In known installation switching devices, overcurrent tripping takes place with the aid of a thermomechanical tripping element, generally a thermal bimetallic strip. The overcurrent heats the thermal bimetallic strip, resulting in its bending. In the bent state, the thermal bimetallic strip unlatches the switching mechanism via an appropriate link by means of a switching mechanism operating element, in response to which the contact point is likewise permanently opened until the switching mechanism is latched again and the contact point can only then be closed again.
In a circuit breaker, the contact lever is generally in the form of a single-armed or two-armed lever which is mounted on a shaft such that it can pivot. The moving contact piece is attached to one of the free ends of the lever. In a motor protection switch, a double contact link is used as a contact lever. The double contact link is mounted such that it can move and is fitted at each of its two free ends with a moving contact piece. The two moving contact pieces interact with a respective stationary contact piece thus forming two contact points and allowing the switching power to be distributed between two contact points, as a result of which each individual contact point is less severely loaded when short-circuit disconnection takes place.
However, in known installation switching devices, the response rate of the magnetic release is limited since it includes a plurality of mechanical subsystems, each of which has a certain amount of mechanical inertia. The current limiting in the event of a short circuit is therefore also limited.
An exemplary embodiment of the present disclosure provides an electrical installation switching device which includes a housing, and a current path which runs in the housing between a first connecting terminal and a second connecting terminal. The exemplary installation switching device includes at least one contact point including a stationary contact piece and a moving contact piece, where the at least one contact point is configured to at least one of open and close the current path. The exemplary installation switching device also includes a contact lever through which at least part of the current in the current path flows and which is provided with the moving contact piece of the at least one contact point. In addition, the exemplary installation switching device includes an electromagnetic short-circuit current release including a magnetic circuit with an air gap. Furthermore, the exemplary installation switching device includes an overcurrent release having a switching mechanism operating element which is configured to change from a rest position to a trip position in the event of overcurrent tripping. The exemplary installation switching device also includes a switching mechanism including a striking lever which is configured to be pivoted between a rest position and a trip position. The contact lever is arranged at least partially in the air gap in the magnetic circuit to cause, in the event of a short circuit, an electrodynamic force effect based on an interaction between flow of the current and a magnetic flux within the air gap, where the electrodynamic force effect causes rapid opening of the at least one contact point, on the contact lever. The switching mechanism is configured to act, via a first operating connecting line, on the contact lever to at least one of open the at least one contact point and keep the at least one contact point open. In the event of overcurrent tripping, the overcurrent release is configured to act, by means of the switching mechanism and via a second operating connecting line, on the switching mechanism to open the at least one contact point and keep the at least one contact point open. In the event of short-circuit tripping, the contact lever is configured to act, via a third operating connecting line, on the switching mechanism to keep the at least one contact point open.

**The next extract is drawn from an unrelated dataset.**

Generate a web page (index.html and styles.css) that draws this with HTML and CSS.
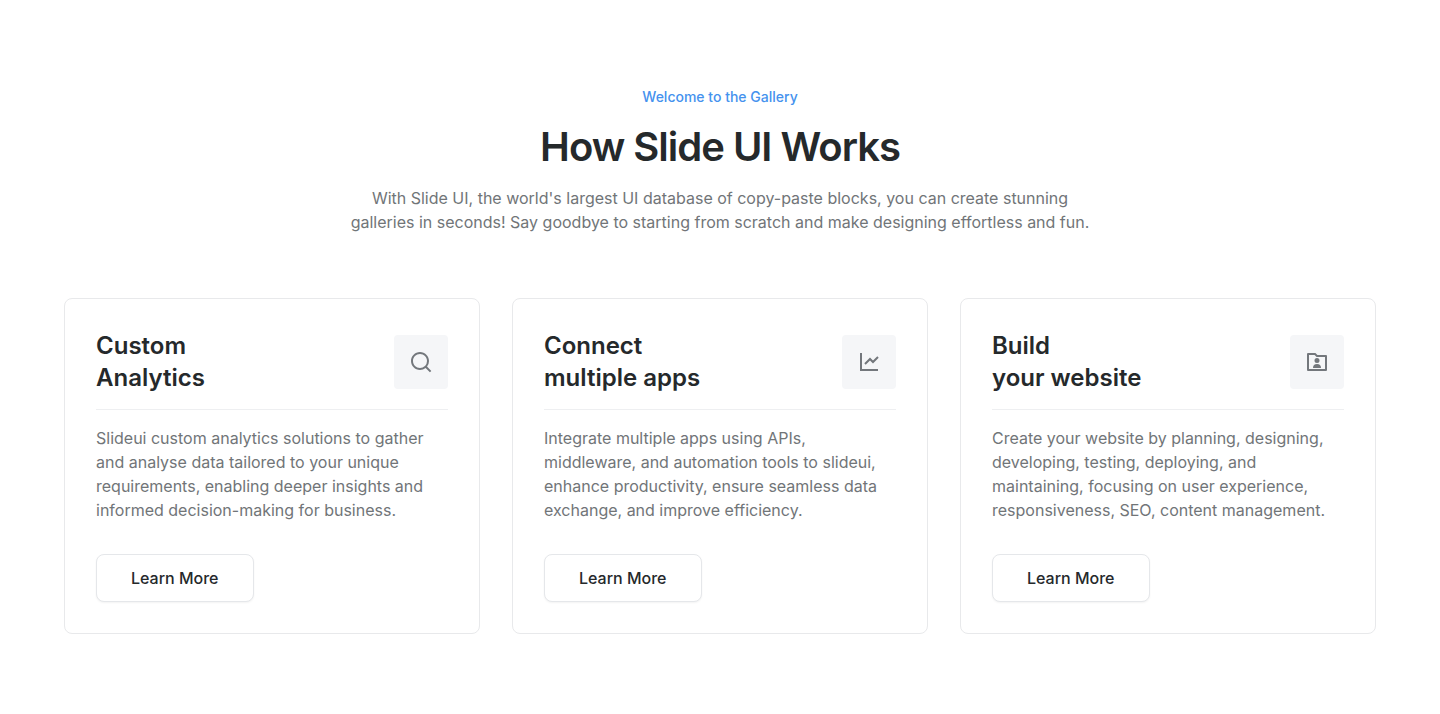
FILE: index.html
```
<!DOCTYPE html>
<html lang="en">
<head>
<meta charset="utf-8">
<meta name="viewport" content="width=device-width, initial-scale=1">
<title>How Slide UI Works</title>
<link rel="stylesheet" href="styles.css">
</head>
<body>
<main class="section">
  <header class="intro">
    <p class="eyebrow">Welcome to the Gallery</p>
    <h1 class="title">How Slide UI Works</h1>
    <p class="lead">With Slide UI, the world's largest UI database of copy-paste blocks, you can create stunning galleries in seconds! Say goodbye to starting from scratch and make designing effortless and fun.</p>
  </header>
  <div class="cards">
    <article class="card">
      <div class="card-head">
        <h2 class="card-title">Custom<br>Analytics</h2>
        <span class="tile"><svg class="icon" viewBox="0 0 24 24" aria-hidden="true"><path d="M18.031 16.617l4.283 4.283-1.415 1.414-4.282-4.283A8.96 8.96 0 0 1 11 20c-4.968 0-9-4.032-9-9s4.032-9 9-9 9 4.032 9 9a8.96 8.96 0 0 1-1.969 5.617zm-2.006-.742A6.98 6.98 0 0 0 18 11c0-3.868-3.133-7-7-7-3.868 0-7 3.132-7 7 0 3.867 3.132 7 7 7a6.98 6.98 0 0 0 4.875-1.975z"/></svg></span>
      </div>
      <p class="card-text">Slideui custom analytics solutions to gather and analyse data tailored to your unique requirements, enabling deeper insights and informed decision-making for business.</p>
      <button class="button" type="button">Learn More</button>
    </article>
    <article class="card">
      <div class="card-head">
        <h2 class="card-title">Connect<br>multiple apps</h2>
        <span class="tile"><svg class="icon" viewBox="0 0 24 24" aria-hidden="true"><path d="M5 3v16h16v2H3V3h2zm15.293 3.293l1.414 1.414L16 13.414l-3-2.999-4.293 4.292-1.414-1.414L13 7.586l3 2.999 4.293-4.292z"/></svg></span>
      </div>
      <p class="card-text">Integrate multiple apps using APIs, middleware, and automation tools to slideui, enhance productivity, ensure seamless data exchange, and improve efficiency.</p>
      <button class="button" type="button">Learn More</button>
    </article>
    <article class="card">
      <div class="card-head">
        <h2 class="card-title">Build<br>your website</h2>
        <span class="tile"><svg class="icon" viewBox="0 0 24 24" aria-hidden="true"><path d="M12.414 5H21a1 1 0 0 1 1 1v14a1 1 0 0 1-1 1H3a1 1 0 0 1-1-1V4a1 1 0 0 1 1-1h7.414l2 2zM4 5v14h16V7h-8.414l-2-2H4zm4 13a4 4 0 1 1 8 0H8zm4-5a2.5 2.5 0 1 1 0-5 2.5 2.5 0 0 1 0 5z"/></svg></span>
      </div>
      <p class="card-text">Create your website by planning, designing, developing, testing, deploying, and maintaining, focusing on user experience, responsiveness, SEO, content management.</p>
      <button class="button" type="button">Learn More</button>
    </article>
  </div>
</main>
</body>
</html>
```
FILE: styles.css
```
* { box-sizing: border-box; }
body { margin: 0; background: #fff; color: #25292b; font-family: Inter, "Liberation Sans", sans-serif; }
h1, h2, p { margin: 0; }
.section { max-width: 1440px; margin: 0 auto; padding: 87px 64px 80px; }
.intro { max-width: 752px; margin: 0 auto 64px; text-align: center; }
.eyebrow { color: #4592ee; font-size: 14px; font-weight: 500; line-height: 20px; }
.title { margin: 16px 0 15px; font-size: 40px; font-weight: 600; line-height: 48px; letter-spacing: -1px; }
.lead, .card-text { color: #717578; font-size: 16px; line-height: 24px; }
.cards { display: grid; grid-template-columns: repeat(3, minmax(0, 1fr)); gap: 32px; }
.card { padding: 31px; border: 1px solid #e8e9eb; border-radius: 8px; }
.card-head { display: flex; align-items: center; justify-content: space-between; margin-bottom: 16px; padding-bottom: 15px; border-bottom: 1px solid #eeeff1; }
.card-title { font-size: 24px; font-weight: 600; line-height: 32px; }
.tile { display: grid; place-items: center; width: 54px; height: 54px; border-radius: 4px; background: #f5f6f8; }
.icon { width: 24px; height: 24px; fill: #73777c; }
.button { height: 48px; margin-top: 32px; padding: 0 34px; border: 1px solid #e5e7ea; border-radius: 8px; background: #fff; box-shadow: 0 1px 2px #0000000d; color: inherit; font: 500 16px/24px Inter, "Liberation Sans", sans-serif; }
@media (max-width: 960px) { .cards { grid-template-columns: minmax(0, 1fr); } }
```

Additional refinements, advantages and features of the present disclosure are described in more detail below with reference to exemplary embodiments illustrated in the drawings, in which:
In the description of exemplary embodiments below, various directions are described to illustrate features of the present disclosure with reference to the orientation of the constituent elements illustrated in the drawings. It is to be understood that the directions used in the following description are exemplary, and the present disclosure is not limited thereto.
Exemplary embodiments of the present disclosure provide an installation switching device which achieves a faster short-circuit current disconnection than can be achieved with known techniques.
An exemplary embodiment of the present disclosure provides an electrical installation switching device including a current path which runs in a housing between a first connecting terminal and a second connecting terminal and which can be opened and closed at least one contact point which includes a stationary contact piece and a moving contact piece. The exemplary electrical installation switching device also includes a contact lever through which at least part of the current in the current path flows and which is provided with the at least one moving contact piece. In addition, the exemplary electrical installation switching device includes an electromagnetic short-circuit current release having a magnetic circuit with an air gap. The exemplary electrical installation switching device also includes an overcurrent release having a switching mechanism operating element which changes from a rest position to a trip position in the event of overcurrent tripping. Furthermore, the exemplary electrical installation switching device includes a switching mechanism having a striking lever which can be pivoted between a rest position and a trip position.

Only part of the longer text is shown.